_DATASET EXTRACT:_
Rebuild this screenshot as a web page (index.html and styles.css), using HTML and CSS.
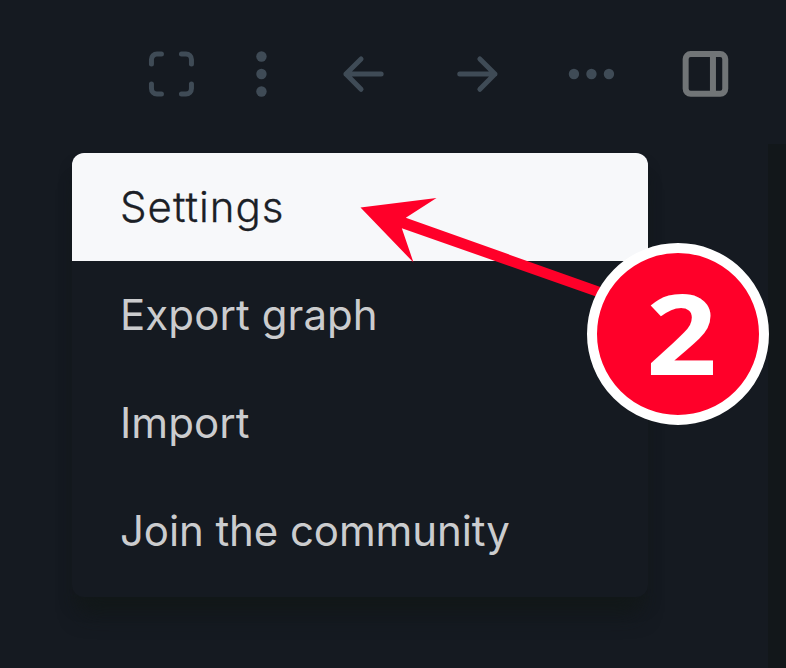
FILE: index.html
```html
<!DOCTYPE html>
<html lang="en">
<head>
<meta charset="utf-8">
<title>Menu</title>
<link rel="stylesheet" href="styles.css">
</head>
<body>
<div class="app">
  <header class="toolbar">
    <svg class="icon icon-full" viewBox="0 0 48 48"><path d="M14 4H9.500a5.500 5.500 0 0 0-5.500 5.500V14M34 4h4.500a5.500 5.500 0 0 1 5.500 5.500V14M4 34v4.500A5.500 5.500 0 0 0 9.500 44H14M44 34v4.500a5.500 5.500 0 0 1-5.500 5.500H34"/></svg>
    <svg class="icon icon-more" viewBox="0 0 48 48"><g class="dots"><circle cx="24" cy="6.500" r="5.200"/><circle cx="24" cy="24" r="5.200"/><circle cx="24" cy="41.500" r="5.200"/></g></svg>
    <svg class="icon" viewBox="0 0 48 48"><path d="M41.700 24H6.500M21.600 8.900L6.500 24l15.100 15.300"/></svg>
    <svg class="icon" viewBox="0 0 48 48"><path d="M6.300 24h35.200M26.400 8.900L41.500 24 26.400 39.300"/></svg>
    <svg class="icon" viewBox="0 0 48 48"><g class="dots"><circle cx="6.500" cy="24" r="5.200"/><circle cx="24" cy="24" r="5.200"/><circle cx="41.500" cy="24" r="5.200"/></g></svg>
    <svg class="icon icon-panel" viewBox="0 0 48 48"><rect x="4.200" y="4.100" width="39.600" height="39.700" rx="5"/><path d="M31.500 4v40"/></svg>
  </header>
  <div class="content">
    <main class="page">
      <nav class="menu">
        <a class="item active">Settings</a>
        <a class="item">Export graph</a>
        <a class="item">Import</a>
        <a class="item community">Join the community</a>
      </nav>
    </main>
    <aside class="sidebar"></aside>
  </div>
  <svg class="pointer" viewBox="0 0 260 110"><path d="M.5 10.500L76.500 1 45.800 20.800 246 92v11L41.800 31.200 53.500 65.500z"/></svg>
  <div class="badge"><span class="digit">2</span></div>
</div>
</body>
</html>
```
FILE: styles.css
```css
* { box-sizing: border-box; }
body { margin: 0; background: #151a21; font-family: Inter, "Liberation Sans", sans-serif; }
.app { position: relative; display: flex; flex-direction: column; height: 668px; overflow: hidden; }
.toolbar { display: flex; align-items: flex-start; gap: 66px; height: 144px; padding: 50px 0 0 147px; }
.icon { flex: none; width: 48px; height: 48px; fill: none; stroke: #3f4b56; stroke-width: 5; stroke-linecap: round; stroke-linejoin: round; transform: translateX(.45px); }
.icon-full { margin-right: -24px; }
.icon-more { margin-right: -12px; }
.icon-panel { stroke: #717577; stroke-width: 6; stroke-linecap: butt; }
.dots { fill: #3f4b56; stroke: none; }
.content { display: flex; flex: 1; }
.page { flex: 1; padding: 9px 0 0 72px; }
.sidebar { width: 18px; background: #12171a; }
.menu { width: 576px; height: 444px; border-radius: 12px; overflow: hidden; background: #151a21; box-shadow: 0 26px 22px -10px rgba(18, 24, 24, .8), 0 12px 12px rgba(20, 25, 27, .6); }
.item { display: flex; align-items: center; height: 108px; padding: 0 48px 2px; font-size: 42px; letter-spacing: .08px; color: #cbccce; }
.active { background: #f7f8fa; color: #1b2026; font-weight: 300; letter-spacing: 1px; -webkit-text-stroke: .3px #1b2026; }
.community { letter-spacing: -.1px; }
.pointer { position: absolute; left: 360px; top: 197px; width: 260px; height: 110px; fill: #ff0029; }
.badge { position: absolute; left: 587px; top: 243px; display: flex; align-items: center; justify-content: center; width: 182px; height: 182px; border: 10px solid #fff; border-radius: 50%; background: #ff0029; }
.digit { font: 700 114px/1 "Open Sans", sans-serif; color: #fff; transform: translate(4px, -2px) scale(1.09, .975); }
```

_INSTRUCTIONS TO FOLLOW:_ Take every line that includes the string "styles" and copy it.

_ANSWER TO THIS EXERCISE:_
Rebuild this screenshot as a web page (index.html and styles.css), using HTML and CSS.
<link rel="stylesheet" href="styles.css">
FILE: styles.css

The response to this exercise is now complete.